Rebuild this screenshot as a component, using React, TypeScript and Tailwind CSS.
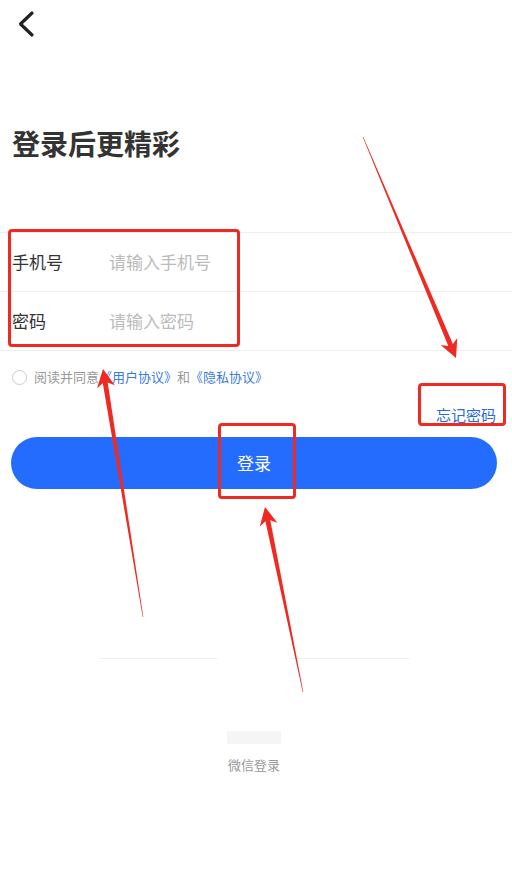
import React from "react";

type Pt = [number, number];

// tapered annotation arrow: thin tail, thicker shaft, triangular head
function arrowPoints(tail: Pt, tip: Pt, headLen = 18, headW = 18, shaftW = 5, tailW = 0.6) {
  const dx = tip[0] - tail[0];
  const dy = tip[1] - tail[1];
  const len = Math.hypot(dx, dy);
  const ux = dx / len;
  const uy = dy / len;
  const nx = -uy;
  const ny = ux;
  const bx = tip[0] - ux * headLen;
  const by = tip[1] - uy * headLen;
  const jx = tip[0] - ux * (headLen - 4);
  const jy = tip[1] - uy * (headLen - 4);
  const pts: Pt[] = [
    [tail[0] + (nx * tailW) / 2, tail[1] + (ny * tailW) / 2],
    [jx + (nx * shaftW) / 2, jy + (ny * shaftW) / 2],
    [bx + (nx * headW) / 2, by + (ny * headW) / 2],
    tip,
    [bx - (nx * headW) / 2, by - (ny * headW) / 2],
    [jx - (nx * shaftW) / 2, jy - (ny * shaftW) / 2],
    [tail[0] - (nx * tailW) / 2, tail[1] - (ny * tailW) / 2],
  ];
  return pts.map((p) => `${p[0].toFixed(1)},${p[1].toFixed(1)}`).join(" ");
}

const arrows: { tail: Pt; tip: Pt }[] = [
  { tail: [363, 137], tip: [456, 358] },
  { tail: [143, 617], tip: [103, 369] },
  { tail: [303, 692], tip: [265, 507] },
];

function FormRow({ label, placeholder }: { label: string; placeholder: string }) {
  return (
    <div className="flex h-[59px] items-center border-b border-[#eeeeee] pl-[12px]">
      <span className="w-[97px] text-[17px] leading-[24px] text-[#333333]">{label}</span>
      <span className="text-[17px] leading-[24px] text-[#bbbbbb]">{placeholder}</span>
    </div>
  );
}

export default function App() {
  return (
    <div className="relative h-[895px] w-[512px] overflow-hidden bg-white font-['Noto_Sans_CJK_SC','Liberation_Sans',sans-serif]">
      <div className="h-[48px] pl-[14px] pt-[10px]">
        <svg width="24" height="28" viewBox="0 0 24 28">
          <path d="M18 3 L6.5 14 L18 25" fill="none" stroke="#222222" strokeWidth="3.2" strokeLinecap="round" strokeLinejoin="round" />
        </svg>
      </div>

      <h1 className="mt-[75px] pl-[12px] text-[28px] font-bold leading-[40px] text-[#333333]">登录后更精彩</h1>

      <div className="mt-[69px] border-t border-[#eeeeee]">
        <FormRow label="手机号" placeholder="请输入手机号" />
        <FormRow label="密码" placeholder="请输入密码" />
      </div>

      <div className="mt-[16px] flex h-[20px] items-center pl-[12px] text-[13px] leading-[20px] text-[#999999]">
        <span className="mr-[7px] h-[15px] w-[15px] rounded-full border border-[#cccccc]" />
        <span>阅读并同意</span>
        <span className="text-[#3b7bd8]">《用户协议》</span>
        <span>和</span>
        <span className="text-[#3b7bd8]">《隐私协议》</span>
      </div>

      <div className="mt-[18px] flex justify-end pr-[16px] text-[15px] leading-[20px] text-[#2a6ad8]">忘记密码</div>

      <button className="ml-[11px] mt-[12px] flex h-[52px] w-[486px] items-center justify-center rounded-full bg-[#246cfe] text-[17px] text-white">
        登录
      </button>

      <div className="ml-[99px] mt-[169px] flex items-center">
        <div className="h-px w-[118px] bg-[#eeeeee]" />
        <div className="w-[74px]" />
        <div className="h-px w-[118px] bg-[#eeeeee]" />
      </div>

      <div className="ml-[227px] mt-[72px] h-[13px] w-[54px] bg-[#f5f5f5]" />
      <div className="ml-[228px] mt-[12px] text-[13px] leading-[18px] text-[#999999]">微信登录</div>

      {/* annotation overlay */}
      <div className="pointer-events-none absolute left-[8px] top-[229px] h-[118px] w-[232px] rounded-[4px] border-[3px] border-[#ee2a22]" />
      <div className="pointer-events-none absolute left-[418px] top-[383px] h-[43px] w-[88px] rounded-[4px] border-[3px] border-[#ee2a22]" />
      <div className="pointer-events-none absolute left-[218px] top-[423px] h-[76px] w-[78px] rounded-[4px] border-[3px] border-[#ee2a22]" />
      <svg className="pointer-events-none absolute left-0 top-0" width="512" height="895" viewBox="0 0 512 895">
        {arrows.map((a, i) => (
          <polygon key={i} points={arrowPoints(a.tail, a.tip)} fill="#ee2a22" />
        ))}
      </svg>
    </div>
  );
}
-=-=-
== WHAT IS EXPECTED ==
Transcribe the material exactly, keeping every word and none of the pictures.

== FINISHED ANSWER ==
Rebuild this screenshot as a component, using React, TypeScript and Tailwind CSS.
import React from "react";

type Pt = [number, number];

// tapered annotation arrow: thin tail, thicker shaft, triangular head
function arrowPoints(tail: Pt, tip: Pt, headLen = 18, headW = 18, shaftW = 5, tailW = 0.6) {
  const dx = tip[0] - tail[0];
  const dy = tip[1] - tail[1];
  const len = Math.hypot(dx, dy);
  const ux = dx / len;
  const uy = dy / len;
  const nx = -uy;
  const ny = ux;
  const bx = tip[0] - ux * headLen;
  const by = tip[1] - uy * headLen;
  const jx = tip[0] - ux * (headLen - 4);
  const jy = tip[1] - uy * (headLen - 4);
  const pts: Pt[] = [
    [tail[0] + (nx * tailW) / 2, tail[1] + (ny * tailW) / 2],
    [jx + (nx * shaftW) / 2, jy + (ny * shaftW) / 2],
    [bx + (nx * headW) / 2, by + (ny * headW) / 2],
    tip,
    [bx - (nx * headW) / 2, by - (ny * headW) / 2],
    [jx - (nx * shaftW) / 2, jy - (ny * shaftW) / 2],
    [tail[0] - (nx * tailW) / 2, tail[1] - (ny * tailW) / 2],
  ];
  return pts.map((p) => `${p[0].toFixed(1)},${p[1].toFixed(1)}`).join(" ");
}

const arrows: { tail: Pt; tip: Pt }[] = [
  { tail: [363, 137], tip: [456, 358] },
  { tail: [143, 617], tip: [103, 369] },
  { tail: [303, 692], tip: [265, 507] },
];

function FormRow({ label, placeholder }: { label: string; placeholder: string }) {
  return (
    <div className="flex h-[59px] items-center border-b border-[#eeeeee] pl-[12px]">
      <span className="w-[97px] text-[17px] leading-[24px] text-[#333333]">{label}</span>
      <span className="text-[17px] leading-[24px] text-[#bbbbbb]">{placeholder}</span>
    </div>
  );
}

export default function App() {
  return (
    <div className="relative h-[895px] w-[512px] overflow-hidden bg-white font-['Noto_Sans_CJK_SC','Liberation_Sans',sans-serif]">
      <div className="h-[48px] pl-[14px] pt-[10px]">
        <svg width="24" height="28" viewBox="0 0 24 28">
          <path d="M18 3 L6.5 14 L18 25" fill="none" stroke="#222222" strokeWidth="3.2" strokeLinecap="round" strokeLinejoin="round" />
        </svg>
      </div>

      <h1 className="mt-[75px] pl-[12px] text-[28px] font-bold leading-[40px] text-[#333333]">登录后更精彩</h1>

      <div className="mt-[69px] border-t border-[#eeeeee]">
        <FormRow label="手机号" placeholder="请输入手机号" />
        <FormRow label="密码" placeholder="请输入密码" />
      </div>

      <div className="mt-[16px] flex h-[20px] items-center pl-[12px] text-[13px] leading-[20px] text-[#999999]">
        <span className="mr-[7px] h-[15px] w-[15px] rounded-full border border-[#cccccc]" />
        <span>阅读并同意</span>
        <span className="text-[#3b7bd8]">《用户协议》</span>
        <span>和</span>
        <span className="text-[#3b7bd8]">《隐私协议》</span>
      </div>

      <div className="mt-[18px] flex justify-end pr-[16px] text-[15px] leading-[20px] text-[#2a6ad8]">忘记密码</div>

      <button className="ml-[11px] mt-[12px] flex h-[52px] w-[486px] items-center justify-center rounded-full bg-[#246cfe] text-[17px] text-white">
        登录
      </button>

      <div className="ml-[99px] mt-[169px] flex items-center">
        <div className="h-px w-[118px] bg-[#eeeeee]" />
        <div className="w-[74px]" />
        <div className="h-px w-[118px] bg-[#eeeeee]" />
      </div>

      <div className="ml-[227px] mt-[72px] h-[13px] w-[54px] bg-[#f5f5f5]" />
      <div className="ml-[228px] mt-[12px] text-[13px] leading-[18px] text-[#999999]">微信登录</div>

      {/* annotation overlay */}
      <div className="pointer-events-none absolute left-[8px] top-[229px] h-[118px] w-[232px] rounded-[4px] border-[3px] border-[#ee2a22]" />
      <div className="pointer-events-none absolute left-[418px] top-[383px] h-[43px] w-[88px] rounded-[4px] border-[3px] border-[#ee2a22]" />
      <div className="pointer-events-none absolute left-[218px] top-[423px] h-[76px] w-[78px] rounded-[4px] border-[3px] border-[#ee2a22]" />
      <svg className="pointer-events-none absolute left-0 top-0" width="512" height="895" viewBox="0 0 512 895">
        {arrows.map((a, i) => (
          <polygon key={i} points={arrowPoints(a.tail, a.tip)} fill="#ee2a22" />
        ))}
      </svg>
    </div>
  );
}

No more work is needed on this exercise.